State health officials vaccinated more than 1,100 people against the hepatitis A virus last weekend after a bartender in Contoocook was diagnosed with the contagious disease.

Vaccines are most effective against the virus if given quickly after exposure; people who visited the Contoocook Covered Bridge Restaurant and the American Legion toward the end of the potential exposure time frame – July 20 to Aug. 3 – could still benefit from receiving a vaccine and can get one at their doctor’s office or by contacting the state, said Chris Adamski, director of the New Hampshire Department of Health and Human Services’ Bureau of Infectious Diseases.

Officials originally estimated between 600 and 1,000 people were potentially exposed. No other cases of the disease have been reported, Adamski said yesterday.

Hepatitis A is a virus that attacks the liver and is spread when food, water or utensils are contaminated with infected fecal matter, or through sexual contact. It is not life-threatening, and the symptoms are most similar to the flu.

Symptoms often appear within 15 days of infection but can sometimes take several weeks to begin. They include fatigue, fever, nausea, vomiting, dark or discolored urine and gray-colored stool.

There is no treatment or cure beyond managing symptoms through rest and hydration. Symptoms usually last less than two months, and in many cases improve after two weeks.

“It can be more than an inconvenience, and if it can be avoided, you’d want to,” Adamski said. “There is a very short window that we still have. Looking from Aug. 3, the window is through this Saturday to provide the optimal protection from potential infection.”

The hepatitis A vaccine has been routinely given to children since about 2006, and once vaccinated or otherwise exposed to the virus, people are not at risk of infection.

The Contoocook Covered Bridge closed last Wednesday when state health officials received the report of the diagnosis from the worker’s physician. State officials recommended the restaurant close “largely for an opportunity for us to fully assess the whole scope of the situation and ensure that other individuals were not sick, but they closed voluntarily,” Adamski said.

Manager Jeremy Frost said the bartender is recovering and has been cleared to return to work but has not started yet.

Staff used the days when the restaurant was closed to the public to clean, update and renovate the kitchen, he said.

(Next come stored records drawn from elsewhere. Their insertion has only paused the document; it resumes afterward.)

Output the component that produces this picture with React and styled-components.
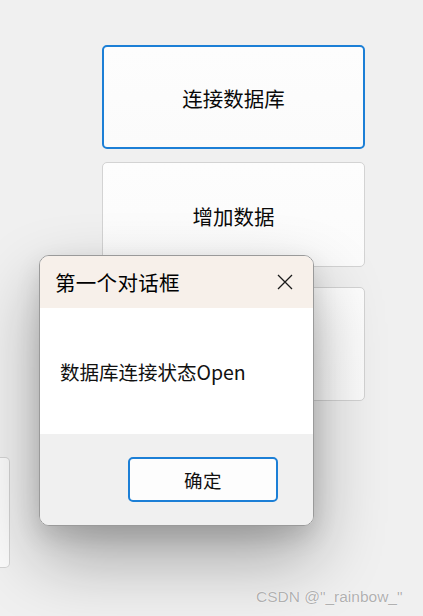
import React from "react";
import styled, { createGlobalStyle } from "styled-components";

const Global = createGlobalStyle`
  html, body { margin: 0; padding: 0; }
  body {
    background: #f0f0f0;
    font-family: "Noto Sans CJK SC", "Noto Sans", sans-serif;
    width: 423px;
    height: 616px;
    overflow: hidden;
  }
`;

const Page = styled.div`
  position: relative;
  width: 423px;
  height: 616px;
  background: #f0f0f0;
  display: flex;
  gap: 92px;
`;

const LeftColumn = styled.div`
  width: 10px;
  padding-top: 457px;
`;

const RightColumn = styled.div`
  width: 263px;
  padding-top: 45px;
  display: flex;
  flex-direction: column;
`;

const FormButton = styled.div`
  box-sizing: border-box;
  height: ${(p) => p.$h}px;
  margin-top: ${(p) => p.$mt || 0}px;
  border: ${(p) => (p.$focused ? "2px solid #1c7fd6" : "1px solid #d3d3d3")};
  border-radius: 5px;
  background: linear-gradient(#fdfdfd, #fbfbfb);
  display: flex;
  align-items: center;
  justify-content: center;
  font-size: 20.5px;
  color: #0a0a0a;
  padding-top: 2px;
`;

const PartialButton = styled.div`
  box-sizing: border-box;
  width: 10px;
  height: 111px;
  border: 1px solid #d3d3d3;
  border-left: none;
  border-radius: 0 5px 5px 0;
  background: #fbfbfb;
`;

const Dialog = styled.div`
  position: absolute;
  left: 39px;
  top: 255px;
  width: 275px;
  height: 271px;
  box-sizing: border-box;
  border: 1px solid #9a9a9a;
  border-radius: 10px;
  overflow: hidden;
  display: flex;
  flex-direction: column;
  box-shadow: 0 32px 70px rgba(0, 0, 0, 0.32), 0 10px 24px rgba(0, 0, 0, 0.12);
`;

const TitleBar = styled.div`
  height: 52px;
  background: #f7f0ea;
  display: flex;
  align-items: center;
  justify-content: space-between;
  padding: 0 20px 0 15px;
`;

const Title = styled.div`
  font-size: 20.5px;
  font-weight: 400;
  color: #000;
  letter-spacing: 0.3px;
`;

const CloseIcon = styled.svg`
  width: 16px;
  height: 16px;
  display: block;
`;

const Body = styled.div`
  height: 126px;
  background: #ffffff;
  display: flex;
  align-items: center;
  padding-left: 20px;
  font-size: 19.5px;
  color: #111;
`;

const Footer = styled.div`
  flex: 1;
  background: #f0f0f0;
  padding: 23px 0 0 88px;
`;

const OkButton = styled.div`
  box-sizing: border-box;
  width: 150px;
  height: 45px;
  border: 2px solid #1c7fd6;
  border-radius: 5px;
  background: #fdfdfd;
  display: flex;
  align-items: center;
  justify-content: center;
  font-size: 18.5px;
  color: #111;
  letter-spacing: 0.5px;
`;

const Watermark = styled.div`
  position: absolute;
  left: 256px;
  top: 588px;
  font-family: "Liberation Sans", Arial, sans-serif;
  font-size: 15.5px;
  color: #b0b0b0;
  text-shadow: 0 0 1px #fff, 0 0 1px #fff;
`;

export default function App() {
  return (
    <>
      <Global />
      <Page>
        <LeftColumn>
          <PartialButton />
        </LeftColumn>
        <RightColumn>
          <FormButton $h={104} $focused>连接数据库</FormButton>
          <FormButton $h={105} $mt={13}>增加数据</FormButton>
          <FormButton $h={114} $mt={20}>查询数据</FormButton>
        </RightColumn>
        <Dialog>
          <TitleBar>
            <Title>第一个对话框</Title>
            <CloseIcon viewBox="0 0 16 16">
              <path d="M1 1 L15 15 M15 1 L1 15" stroke="#1a1a1a" strokeWidth="1.3" fill="none" />
            </CloseIcon>
          </TitleBar>
          <Body>数据库连接状态Open</Body>
          <Footer>
            <OkButton>确定</OkButton>
          </Footer>
        </Dialog>
        <Watermark>CSDN @"_rainbow_"</Watermark>
      </Page>
    </>
  );
}
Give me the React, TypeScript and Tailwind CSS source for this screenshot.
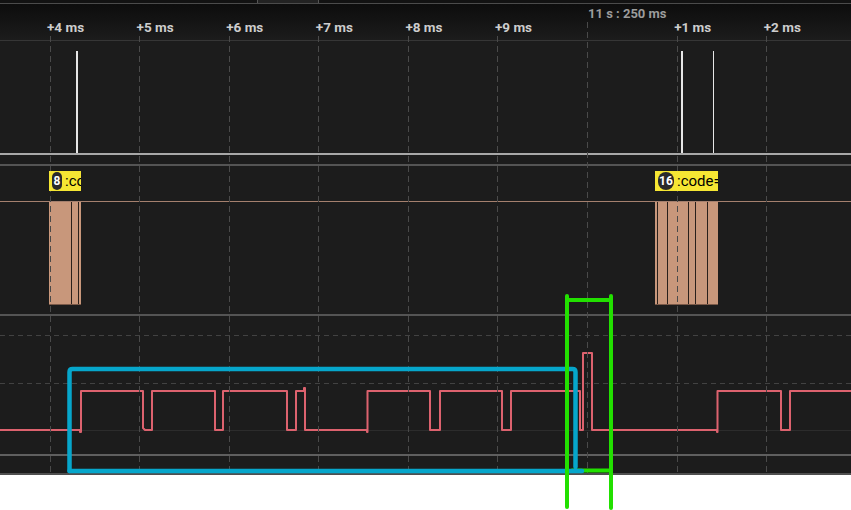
import React from "react";

const gridX = [50.5, 139.5, 229.5, 318.5, 408.5, 497.5, 587.5, 677.5, 766.5];
const labels = ["+4 ms", "+5 ms", "+6 ms", "+7 ms", "+8 ms", "+9 ms", "", "+1 ms", "+2 ms"];

const signal =
  "M0 114 H80 V116 H81 V75 H143 V112 L145 114 H152 V75 H215 V114 H223 V75 H287 V114 H296 V75 H304 V72 H305 V114 H367 V116 H367.5 V75 H430 V114 H440 V75 H502 V114 H511 V75 H580 V114 H583 V37 H592 V114 H717 V116 H717.5 V75 H781 V114 H790 V75 H851";

export default function App() {
  return (
    <div
      className="relative w-[851px] h-[510px] bg-white overflow-hidden"
      style={{ fontFamily: "Roboto, 'Liberation Sans', sans-serif" }}
    >
      <div className="flex flex-col w-full h-[475px] bg-[#1c1c1c]">
        {/* top strip */}
        <div className="flex h-[4px] bg-[#121212] border-b border-[#4b4b4b]">
          <div className="ml-[257px] w-[62px] h-full bg-[#232323] border-x border-[#555]" />
        </div>
        {/* time header */}
        <div className="relative h-[37px] bg-linear-to-b from-[#0d0d0d] to-[#1c1c1c] border-b border-[#363636]">
          <div className="flex pl-[47px] pt-[16px]">
            {labels.map((l, i) => (
              <div key={i} className="w-[89.6px] shrink-0 text-[13.5px] font-bold leading-[15px] text-[#cdcdcd] whitespace-nowrap">
                {l}
              </div>
            ))}
          </div>
          <div className="absolute left-[588px] top-[2px] text-[13px] font-bold leading-[15px] text-[#9c9c9c] whitespace-nowrap">
            11 s : 250 ms
          </div>
        </div>
        {/* digital channel */}
        <div className="h-[114px] border-b-2 border-[#a8a8a8]">
          <svg width="851" height="112" className="block">
            <rect x="76" y="10" width="2" height="102" fill="#e6e6e6" />
            <rect x="681" y="10" width="2" height="102" fill="#e6e6e6" />
            <rect x="713" y="10" width="1" height="102" fill="#e6e6e6" />
          </svg>
        </div>
        <div className="h-[11px] border-b-2 border-[#545454]" />
        {/* protocol labels */}
        <div className="relative z-10 flex items-start h-[35px]">
          <div className="flex items-center ml-[49px] mt-[5px] h-[20px] w-[32px] bg-[#f6e633] overflow-hidden">
            <div className="ml-[3px] h-[18px] w-[10px] shrink-0 rounded-full bg-[#2a2a2a] text-white text-[12px] font-bold flex items-center justify-center">
              8
            </div>
            <span className="ml-[3px] text-[15px] text-black leading-[20px]">:co</span>
          </div>
          <div className="flex items-center ml-[574px] mt-[5px] h-[20px] w-[63px] bg-[#f6e633] overflow-hidden">
            <div className="ml-[3px] h-[18px] w-[16px] shrink-0 rounded-full bg-[#2a2a2a] text-white text-[12px] font-bold flex items-center justify-center">
              16
            </div>
            <span className="ml-[3px] text-[15px] text-black leading-[20px]">:code=</span>
          </div>
        </div>
        {/* protocol blocks */}
        <div className="h-[115px] border-t border-[#a5806e] border-b-2 border-b-[#545454]">
          <svg width="851" height="112" className="block">
            <rect x="49" y="0" width="32" height="103" fill="#c8977b" />
            <rect x="655" y="0" width="63" height="103" fill="#c8977b" />
            <line x1="49" x2="81" y1="102.5" y2="102.5" stroke="#7b5a49" />
            <line x1="655" x2="718" y1="102.5" y2="102.5" stroke="#7b5a49" />
            {[71.5, 78.5, 657.5, 667.5, 688.5, 695.5, 707.5].map((x) => (
              <line key={x} x1={x} x2={x} y1="0" y2="102" stroke="#2a201b" />
            ))}
          </svg>
        </div>
        {/* analog */}
        <div className="h-[140px] border-b-2 border-[#5f5f5f]">
          <svg width="851" height="138" className="block">
            <line x1="0" x2="851" y1="19.5" y2="19.5" stroke="#424242" strokeDasharray="5 4" />
            <line x1="0" x2="851" y1="67.5" y2="67.5" stroke="#424242" strokeDasharray="5 4" />
            <line x1="0" x2="851" y1="114.5" y2="114.5" stroke="#2c2c2c" />
            <path d={signal} fill="none" stroke="#dc626e" strokeWidth="2" strokeLinejoin="round" />
          </svg>
        </div>
        <div className="h-[19px] border-b-2 border-[#4f4f4f]" />
      </div>

      {/* grid overlay */}
      <svg width="851" height="510" className="absolute left-0 top-0 pointer-events-none">
        {gridX.map((x) => (
          <line
            key={x}
            x1={x}
            x2={x}
            y1={x === 587.5 ? 22 : 36}
            y2="475"
            stroke="#4a4a4a"
            strokeDasharray="6 4"
          />
        ))}
      </svg>

      {/* annotations */}
      <svg width="851" height="510" className="absolute left-0 top-0 pointer-events-none z-20">
        <line x1="572" x2="611" y1="470.5" y2="470.5" stroke="#22e000" strokeWidth="4" strokeLinecap="round" />
        <path
          d="M69.5 471 V372 Q69.5 369 72.5 369 H572.5 Q575.5 369 575.5 372 V467"
          fill="none"
          stroke="#06a6cb"
          strokeWidth="4.5"
          strokeLinecap="round"
        />
        <line x1="69.5" x2="582" y1="471" y2="471" stroke="#06a6cb" strokeWidth="4.5" strokeLinecap="round" />
        <line x1="567" x2="567" y1="296" y2="507" stroke="#22e000" strokeWidth="4" strokeLinecap="round" />
        <line x1="611" x2="611" y1="296" y2="508" stroke="#22e000" strokeWidth="4" strokeLinecap="round" />
        <line x1="567" x2="611" y1="300" y2="300" stroke="#22e000" strokeWidth="4" strokeLinecap="round" />
      </svg>
    </div>
  );
}
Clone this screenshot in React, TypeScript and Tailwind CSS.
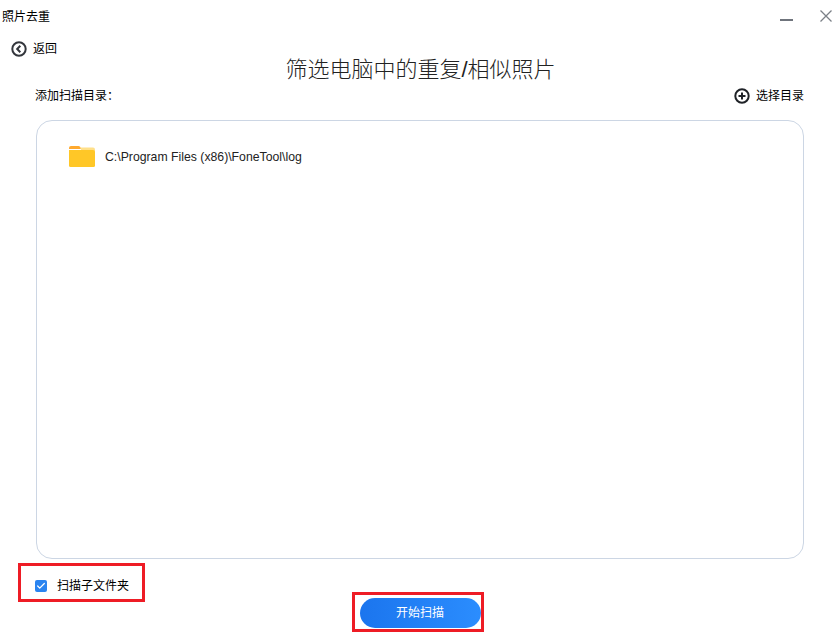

The restaurant had passed its most recent regular health inspection in April and was inspected again before opening Tuesday. The restaurant did not have a policy in place in April educating employees about food-borne illnesses and requiring them to report to a supervisor if they are diagnosed with one. Lacking such a policy is not considered a priority violation on a health inspection, but state officials recommend all restaurants have one, said Joyce Welch, administrator of the Food Protection Division.